When I was a kid I NEVER attended the weddings that my parents were invited to unless I was actually in them. Frankly, I would have much rather stayed at home and ate pizza with a sitter than had to sit through a Catholic mass followed by a boring reception with weird food. Guess what? I turned out fine. Not attending cousin Lucys wedding when I was 8 didn’t affect me at all.
OP: Stand your ground and DON’T give in. These people should not be rewarded for acting like spoiled children who don’t get their way. This is your wedding so you call the shots. If you’d prefer to not have to deal with untimely shrieks during your ceremony or sticky fingers all over your wedding dress then that’s your right. These people who are crying about you not including their kids can enjoy a night of reality with their brats at home.
Post # 159
I think this entire conversation is very interesting… I remember being a kid and how I was always so disappointed if I wasn’t invited to a wedding (and how my parents, much in the spirit of said rude guest, would either always RSVP no, or just not RSVP at all [GASP!], as they were insulted to not be invited “as a family”).
However, as I have become an adult…I find that small children put me into nothing short of a panic attack and a bout of major face-altering hives. This, coupled with the fact that FI’s cousins have SO MANY children that it would almost double our guest list, have left me thinking that perhaps a child-free wedding is the way to go.
And I see both sides: the side of me that says why should I risk a panic attack at my own wedding when someone decides to sword-fight with the cake server, and the side of me that remembers how I took it so personally as a little girl that my cousin “didn’t love me” enough to have me at her wedding. Not to mention, when you are planning to finance everything yourself, do you REALLY need to cut back on all the wonderful parts to a wedding you have always wanted to just to invite some children you have met once or twice but are “related” to you?
I digress, but it is a tough situation!
Post # 161
I’m on the fence about it. I have been to weddings where they were invited and given activities (http://www.bellacroft.com/p-4776-weddingstar-wedding-activity-book.aspx) However, that was for my cousin’s wedding and she has kids which are my kids age so it just blended well. If you don’t have young children then I guess I could see why you wouldn’t want them there. I went to another wedding where they were invited to the reception but not the ceremony. The bride and groom actually hired a babysitter to take all children to a room and they were entertained there so the ceremony wasn’t interrupted by whining.

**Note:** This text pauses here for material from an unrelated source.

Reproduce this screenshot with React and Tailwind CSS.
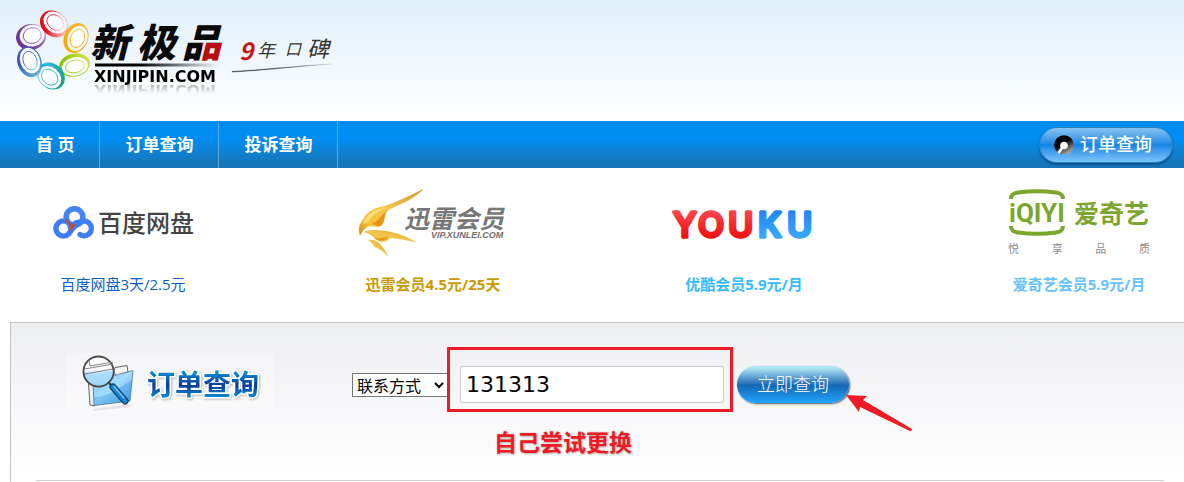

I guess the point is that this is YOUR wedding and people have no right to be nasty about it. If they don’t want it or are offended they can simply decline and leave it be – no reason to be rude or burn bridges. Try to let it roll off of your shoulders and continue with the blissful event planning =-)
Post # 162
@Verno Inferno: This exactly. If you want an adults only wedding, have one. If you want kids there, have them. Accept other people’s decisions regarding their own weddings. The end.
Post # 163
Do what you need to do for you and your Fiance, esp. if you are the only one footing the bill.
We are having to do this with certain guests; it sucks but throughout the wedding process I’ve become a firm believer in “leaving the kids at home.” Esp. in that my venue is one of those “awesome” venues that charges you whether the child is 3 or 13 as an adult! Goodness Gracious!
Post # 164
An argument that I have seen on this thread is that the guests cannot afford childcare as a reason they should be allowed to attend.
I’m sorry, but this argument makes me grumpy. So since guests have children that they can’t afford childcare for, the hosts should make accomodations? I don’t understand.
They are your kids, what you do with them when you go shopping, on dates, anything is the parents responsibilities.
Post # 165
- Wedding: December 2019 - Paris, France
@heather25: glad your back! I have to stick to my guns on this one. I appreciate that you see where I am coming from but I would still be offended. lol. What I can totally agree with you about is the not sending back rude comments on rsvp cards, there is just no need for that. I do understand that not everyone shares my culture ; I am just trying to put a dart to the reason why I may feel the way I do. Culture, upbringing etc. I still feel that children should be invited.
@Future MrsB: You have been to east indian weddings? That is kind of painting with a broad brush don’t you think? I am east indian and I am having a black tie affair. Contemporary black and white with a 7 course seated meal, walking down the aisle of the air force academy chapel in my vera wang with my girls in black dresses. How does this fit the sterotype of your experiences?
@pinkshoes: yea, I guess your family and I think very similarly. It is just offensive. It doesn’t piss me off or make me want to punch anyone in the face or anything lol it just is very off putting.
—I have to add in there that my Fiance is also east indian and I asked him if he thinks that children should be allowed at weddings and he said no! LOL. He pictures a crying scream right when we say ‘I DO’ etc etc. WHen I explained about weddings being family oriented he responds with a very smart “but we hate our families” LOL!
Post # 166
Wow – this thread has blown up! I have two things to say:
1. We had an adults only wedding (Open bar, dancing, semi-formal). Someone brought their 10 year old. Poor guy sat there for hours, bored, because there was nothing for him to do. B/C it was an adults only wedding.
2. My grandmother brought me to a wedding when I was 5ish. It was a black-tie, adults only wedding, and she did it without the bride’s OK. I got up from the table and ran into the waitress who was carrying THE WEDDING CAKE. Needless to say, said cake smashed. There is a reason children are not welcome at all weddings. It was a really sore subject between my grams and the bride for years. (I have since, you know, grown up and don’t run into people.) 🙂
A wedding and reception is a party. Some parties are kid-friendly, others? Not so much. We’ve talked about it from the guests’ and couple’s point of view, but what about the kids? That 10 year old told me it was “The worst night of his summer” and for him, it probably was. He also told me it was “scary and weird” to see everyone acting strange. Strange = open bar. Adults only. This 10 year old didn’t need to see everyone like that (note: It’s not like it was a drunken scene, but it was an open bar with dancing.)
Weddings are about family. But if it’s not a kid-friendly event, is your child going to have a good time?